Exercise objective
Starting from the line containing "Convert this screenshot", give again every line through the end of the entries, word for word. Pictures stay out of the copy.

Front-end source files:
━━━━━━━━━━━━━━━━━━━━

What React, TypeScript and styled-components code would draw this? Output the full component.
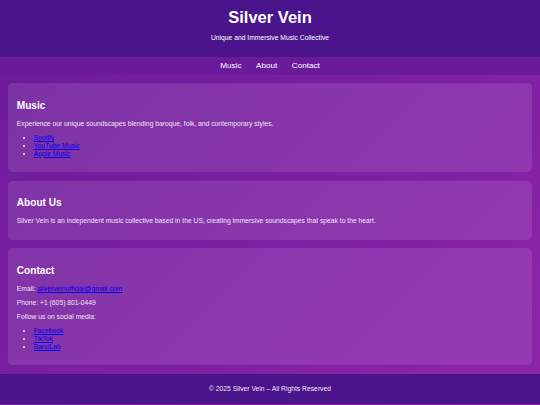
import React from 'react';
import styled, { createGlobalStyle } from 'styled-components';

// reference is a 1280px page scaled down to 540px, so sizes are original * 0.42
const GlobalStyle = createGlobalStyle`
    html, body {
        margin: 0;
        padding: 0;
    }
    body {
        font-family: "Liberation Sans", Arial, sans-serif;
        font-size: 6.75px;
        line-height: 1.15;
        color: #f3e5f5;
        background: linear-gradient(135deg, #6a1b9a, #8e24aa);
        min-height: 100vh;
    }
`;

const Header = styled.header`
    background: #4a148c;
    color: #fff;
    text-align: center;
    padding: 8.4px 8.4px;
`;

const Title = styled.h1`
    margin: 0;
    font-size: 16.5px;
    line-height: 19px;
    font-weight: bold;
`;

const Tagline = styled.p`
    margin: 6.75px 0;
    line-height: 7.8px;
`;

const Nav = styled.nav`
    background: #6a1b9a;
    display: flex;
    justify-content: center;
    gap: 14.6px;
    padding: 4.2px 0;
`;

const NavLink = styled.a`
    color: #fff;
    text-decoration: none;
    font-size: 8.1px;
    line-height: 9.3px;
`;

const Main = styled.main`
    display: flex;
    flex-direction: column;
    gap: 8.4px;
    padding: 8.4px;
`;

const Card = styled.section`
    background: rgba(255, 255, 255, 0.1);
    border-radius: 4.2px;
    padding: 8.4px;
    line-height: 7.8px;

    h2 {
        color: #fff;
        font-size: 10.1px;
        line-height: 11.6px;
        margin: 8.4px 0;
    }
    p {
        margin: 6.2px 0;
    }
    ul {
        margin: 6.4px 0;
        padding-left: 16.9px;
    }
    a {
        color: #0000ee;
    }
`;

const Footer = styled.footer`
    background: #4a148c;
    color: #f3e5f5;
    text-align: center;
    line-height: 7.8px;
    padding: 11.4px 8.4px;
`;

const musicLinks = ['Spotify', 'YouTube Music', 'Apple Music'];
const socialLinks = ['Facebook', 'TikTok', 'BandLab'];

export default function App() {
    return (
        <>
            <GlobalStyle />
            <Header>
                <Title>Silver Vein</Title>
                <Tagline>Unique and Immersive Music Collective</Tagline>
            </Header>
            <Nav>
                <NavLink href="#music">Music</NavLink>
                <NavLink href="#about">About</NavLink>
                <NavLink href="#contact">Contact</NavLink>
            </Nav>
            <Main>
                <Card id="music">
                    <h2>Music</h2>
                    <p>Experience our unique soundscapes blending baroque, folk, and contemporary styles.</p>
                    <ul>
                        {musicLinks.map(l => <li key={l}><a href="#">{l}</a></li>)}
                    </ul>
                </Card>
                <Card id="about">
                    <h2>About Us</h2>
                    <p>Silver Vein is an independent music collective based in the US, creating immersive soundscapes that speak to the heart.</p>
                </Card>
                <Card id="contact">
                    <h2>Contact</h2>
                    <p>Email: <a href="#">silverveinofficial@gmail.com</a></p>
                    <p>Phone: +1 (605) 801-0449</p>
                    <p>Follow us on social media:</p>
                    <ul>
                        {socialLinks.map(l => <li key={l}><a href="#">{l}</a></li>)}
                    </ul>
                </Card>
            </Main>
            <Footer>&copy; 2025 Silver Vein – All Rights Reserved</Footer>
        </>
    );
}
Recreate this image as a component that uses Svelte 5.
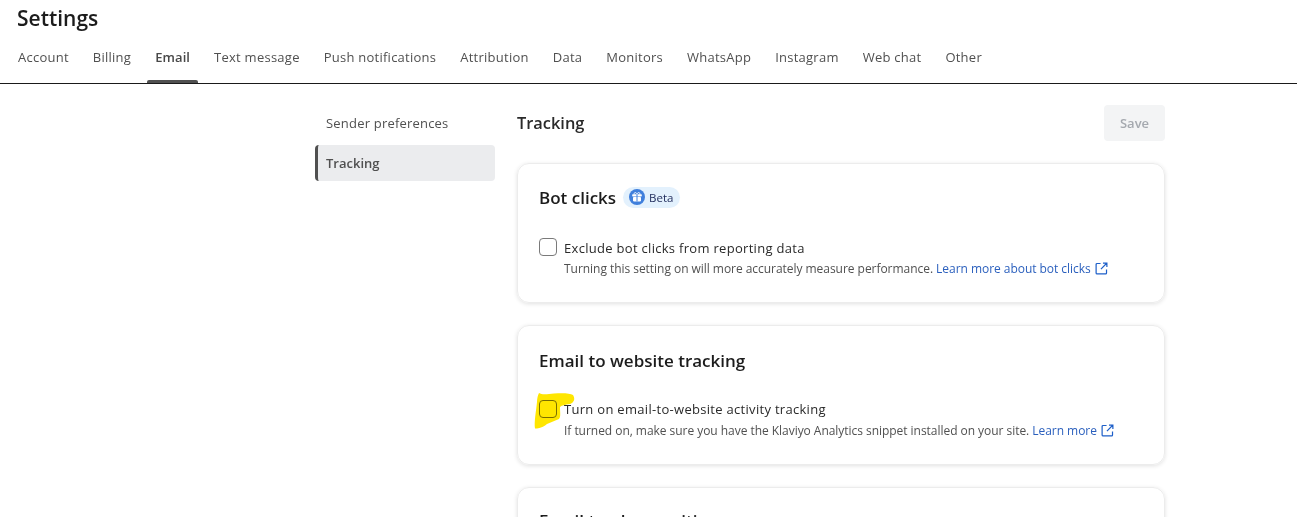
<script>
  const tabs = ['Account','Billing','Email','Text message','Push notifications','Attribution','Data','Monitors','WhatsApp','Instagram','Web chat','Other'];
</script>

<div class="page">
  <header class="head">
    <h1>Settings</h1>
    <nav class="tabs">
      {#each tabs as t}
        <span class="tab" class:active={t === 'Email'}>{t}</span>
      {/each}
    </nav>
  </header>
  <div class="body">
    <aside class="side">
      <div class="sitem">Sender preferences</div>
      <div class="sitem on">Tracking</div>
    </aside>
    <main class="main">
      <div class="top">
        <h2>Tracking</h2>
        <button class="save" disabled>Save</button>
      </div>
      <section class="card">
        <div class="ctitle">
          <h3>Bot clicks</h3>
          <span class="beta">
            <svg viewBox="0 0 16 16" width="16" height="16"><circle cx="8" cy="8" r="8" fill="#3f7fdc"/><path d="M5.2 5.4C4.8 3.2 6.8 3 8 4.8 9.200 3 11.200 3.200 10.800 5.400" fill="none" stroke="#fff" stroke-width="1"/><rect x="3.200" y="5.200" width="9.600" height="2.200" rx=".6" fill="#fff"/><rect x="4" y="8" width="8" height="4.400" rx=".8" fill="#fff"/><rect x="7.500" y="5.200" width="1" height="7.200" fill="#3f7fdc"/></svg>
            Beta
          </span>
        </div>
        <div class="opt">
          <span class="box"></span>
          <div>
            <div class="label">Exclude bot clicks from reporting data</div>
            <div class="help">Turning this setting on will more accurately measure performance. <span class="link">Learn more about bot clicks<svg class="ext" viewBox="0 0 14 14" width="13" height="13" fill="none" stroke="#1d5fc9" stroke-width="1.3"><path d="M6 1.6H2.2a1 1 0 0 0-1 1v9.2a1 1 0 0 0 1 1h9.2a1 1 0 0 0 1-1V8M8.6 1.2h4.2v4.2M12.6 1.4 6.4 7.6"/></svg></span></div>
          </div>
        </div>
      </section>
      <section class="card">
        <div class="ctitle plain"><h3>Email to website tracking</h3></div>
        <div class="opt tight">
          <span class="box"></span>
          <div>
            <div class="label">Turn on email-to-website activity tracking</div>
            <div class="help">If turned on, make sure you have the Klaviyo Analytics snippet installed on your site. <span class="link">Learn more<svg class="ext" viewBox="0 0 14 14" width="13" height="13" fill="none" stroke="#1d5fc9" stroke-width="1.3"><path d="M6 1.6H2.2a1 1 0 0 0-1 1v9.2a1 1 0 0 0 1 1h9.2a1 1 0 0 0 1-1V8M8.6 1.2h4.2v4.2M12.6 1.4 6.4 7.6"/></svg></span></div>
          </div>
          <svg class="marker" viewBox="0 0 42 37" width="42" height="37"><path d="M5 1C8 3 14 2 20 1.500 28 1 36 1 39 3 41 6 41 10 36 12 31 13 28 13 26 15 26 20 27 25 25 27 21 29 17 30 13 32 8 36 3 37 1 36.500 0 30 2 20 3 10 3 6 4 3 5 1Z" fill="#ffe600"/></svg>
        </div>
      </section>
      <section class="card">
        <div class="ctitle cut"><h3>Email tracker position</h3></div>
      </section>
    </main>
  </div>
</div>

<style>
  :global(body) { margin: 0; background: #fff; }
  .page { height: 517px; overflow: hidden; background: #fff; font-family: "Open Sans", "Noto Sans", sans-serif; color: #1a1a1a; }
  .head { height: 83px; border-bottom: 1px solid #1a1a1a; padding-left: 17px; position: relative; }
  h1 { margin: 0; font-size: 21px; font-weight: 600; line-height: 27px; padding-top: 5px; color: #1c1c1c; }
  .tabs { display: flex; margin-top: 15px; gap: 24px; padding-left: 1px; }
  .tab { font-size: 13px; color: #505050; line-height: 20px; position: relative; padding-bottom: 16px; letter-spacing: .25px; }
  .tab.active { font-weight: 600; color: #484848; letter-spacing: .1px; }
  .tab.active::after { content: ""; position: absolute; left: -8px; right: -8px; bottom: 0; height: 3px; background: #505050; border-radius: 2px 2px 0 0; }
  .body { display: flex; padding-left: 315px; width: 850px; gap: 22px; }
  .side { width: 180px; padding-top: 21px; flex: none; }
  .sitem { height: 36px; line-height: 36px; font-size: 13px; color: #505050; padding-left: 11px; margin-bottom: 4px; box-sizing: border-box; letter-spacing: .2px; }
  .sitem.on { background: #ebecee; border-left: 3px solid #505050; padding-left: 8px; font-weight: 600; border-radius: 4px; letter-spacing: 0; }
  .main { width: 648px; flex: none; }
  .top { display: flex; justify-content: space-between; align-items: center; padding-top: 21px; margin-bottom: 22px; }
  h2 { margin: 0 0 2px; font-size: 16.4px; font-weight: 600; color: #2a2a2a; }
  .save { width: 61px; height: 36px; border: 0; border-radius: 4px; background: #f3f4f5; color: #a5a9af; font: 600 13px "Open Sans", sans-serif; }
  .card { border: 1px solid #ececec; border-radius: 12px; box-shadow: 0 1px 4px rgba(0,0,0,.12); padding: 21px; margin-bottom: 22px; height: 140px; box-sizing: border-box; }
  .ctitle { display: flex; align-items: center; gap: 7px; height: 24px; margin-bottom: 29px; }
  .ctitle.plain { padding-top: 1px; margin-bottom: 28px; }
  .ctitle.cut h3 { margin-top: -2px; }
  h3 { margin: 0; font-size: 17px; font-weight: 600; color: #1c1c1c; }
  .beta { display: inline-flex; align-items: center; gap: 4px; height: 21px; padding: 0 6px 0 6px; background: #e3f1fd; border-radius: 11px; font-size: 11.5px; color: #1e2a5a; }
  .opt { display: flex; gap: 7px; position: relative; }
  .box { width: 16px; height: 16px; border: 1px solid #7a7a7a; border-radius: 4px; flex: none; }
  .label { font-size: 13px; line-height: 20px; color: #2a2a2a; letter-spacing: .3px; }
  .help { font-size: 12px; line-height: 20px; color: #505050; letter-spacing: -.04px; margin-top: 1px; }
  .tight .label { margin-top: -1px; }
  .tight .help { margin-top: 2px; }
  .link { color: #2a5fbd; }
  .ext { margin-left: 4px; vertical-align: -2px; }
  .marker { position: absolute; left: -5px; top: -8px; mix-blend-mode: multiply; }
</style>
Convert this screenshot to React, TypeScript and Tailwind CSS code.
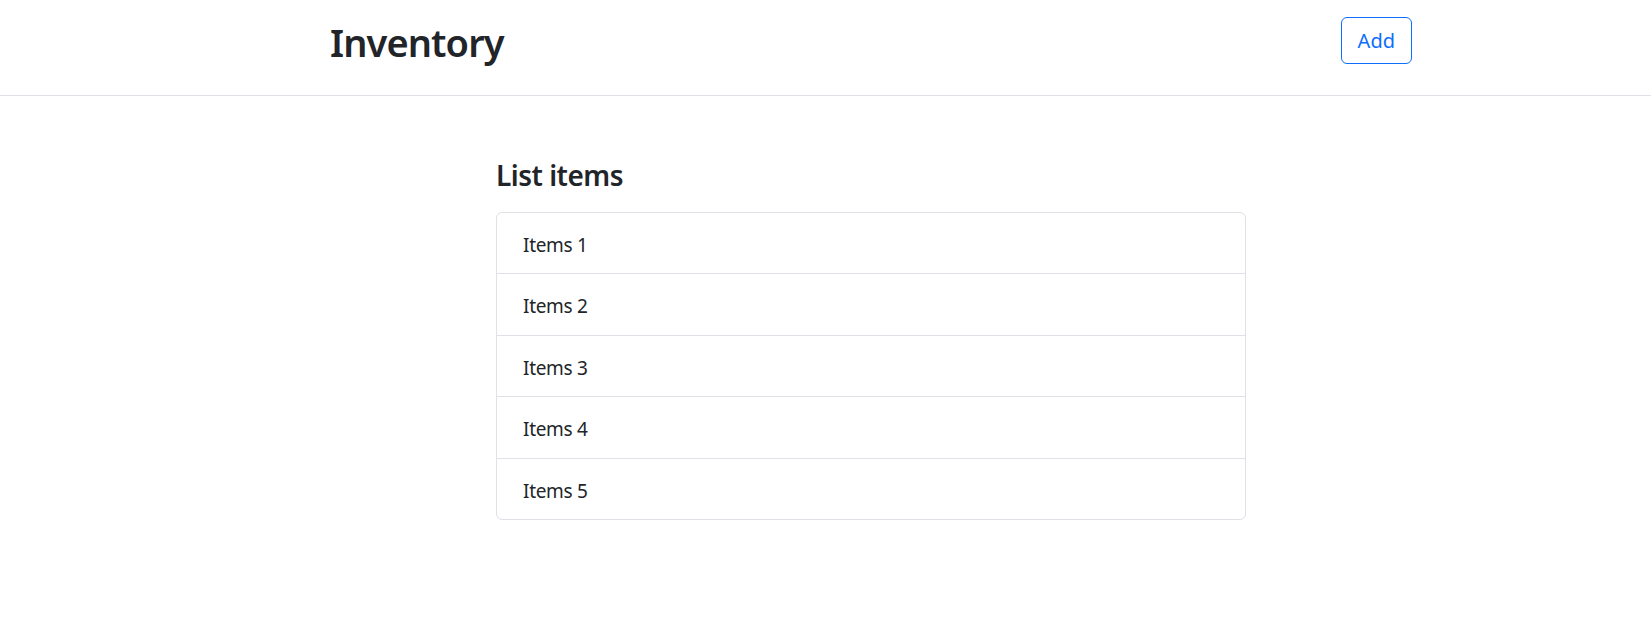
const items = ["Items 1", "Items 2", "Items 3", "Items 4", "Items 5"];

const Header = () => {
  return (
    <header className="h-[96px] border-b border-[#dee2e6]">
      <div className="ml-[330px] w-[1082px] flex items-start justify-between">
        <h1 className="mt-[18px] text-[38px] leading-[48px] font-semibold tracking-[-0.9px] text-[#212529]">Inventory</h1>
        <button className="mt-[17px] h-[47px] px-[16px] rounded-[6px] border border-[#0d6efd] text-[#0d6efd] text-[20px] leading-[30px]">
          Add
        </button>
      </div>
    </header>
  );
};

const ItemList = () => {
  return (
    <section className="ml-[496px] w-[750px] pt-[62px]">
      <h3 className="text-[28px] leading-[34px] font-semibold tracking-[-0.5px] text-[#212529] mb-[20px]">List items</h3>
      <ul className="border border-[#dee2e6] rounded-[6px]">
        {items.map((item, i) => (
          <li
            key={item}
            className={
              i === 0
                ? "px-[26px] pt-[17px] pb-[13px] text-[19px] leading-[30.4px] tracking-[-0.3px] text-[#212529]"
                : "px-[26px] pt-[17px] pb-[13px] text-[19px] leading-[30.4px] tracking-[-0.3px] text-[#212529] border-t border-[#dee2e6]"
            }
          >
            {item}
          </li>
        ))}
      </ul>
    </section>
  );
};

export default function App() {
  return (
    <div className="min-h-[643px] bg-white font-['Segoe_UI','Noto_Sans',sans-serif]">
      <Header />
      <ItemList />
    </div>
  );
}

━━━━━━━━━━━━━━━━━━━━

Finished answer
Convert this screenshot to React, TypeScript and Tailwind CSS code.
const items = ["Items 1", "Items 2", "Items 3", "Items 4", "Items 5"];

const Header = () => {
  return (
    <header className="h-[96px] border-b border-[#dee2e6]">
      <div className="ml-[330px] w-[1082px] flex items-start justify-between">
        <h1 className="mt-[18px] text-[38px] leading-[48px] font-semibold tracking-[-0.9px] text-[#212529]">Inventory</h1>
        <button className="mt-[17px] h-[47px] px-[16px] rounded-[6px] border border-[#0d6efd] text-[#0d6efd] text-[20px] leading-[30px]">
          Add
        </button>
      </div>
    </header>
  );
};

const ItemList = () => {
  return (
    <section className="ml-[496px] w-[750px] pt-[62px]">
      <h3 className="text-[28px] leading-[34px] font-semibold tracking-[-0.5px] text-[#212529] mb-[20px]">List items</h3>
      <ul className="border border-[#dee2e6] rounded-[6px]">
        {items.map((item, i) => (
          <li
            key={item}
            className={
              i === 0
                ? "px-[26px] pt-[17px] pb-[13px] text-[19px] leading-[30.4px] tracking-[-0.3px] text-[#212529]"
                : "px-[26px] pt-[17px] pb-[13px] text-[19px] leading-[30.4px] tracking-[-0.3px] text-[#212529] border-t border-[#dee2e6]"
            }
          >
            {item}
          </li>
        ))}
      </ul>
    </section>
  );
};

export default function App() {
  return (
    <div className="min-h-[643px] bg-white font-['Segoe_UI','Noto_Sans',sans-serif]">
      <Header />
      <ItemList />
    </div>
  );
}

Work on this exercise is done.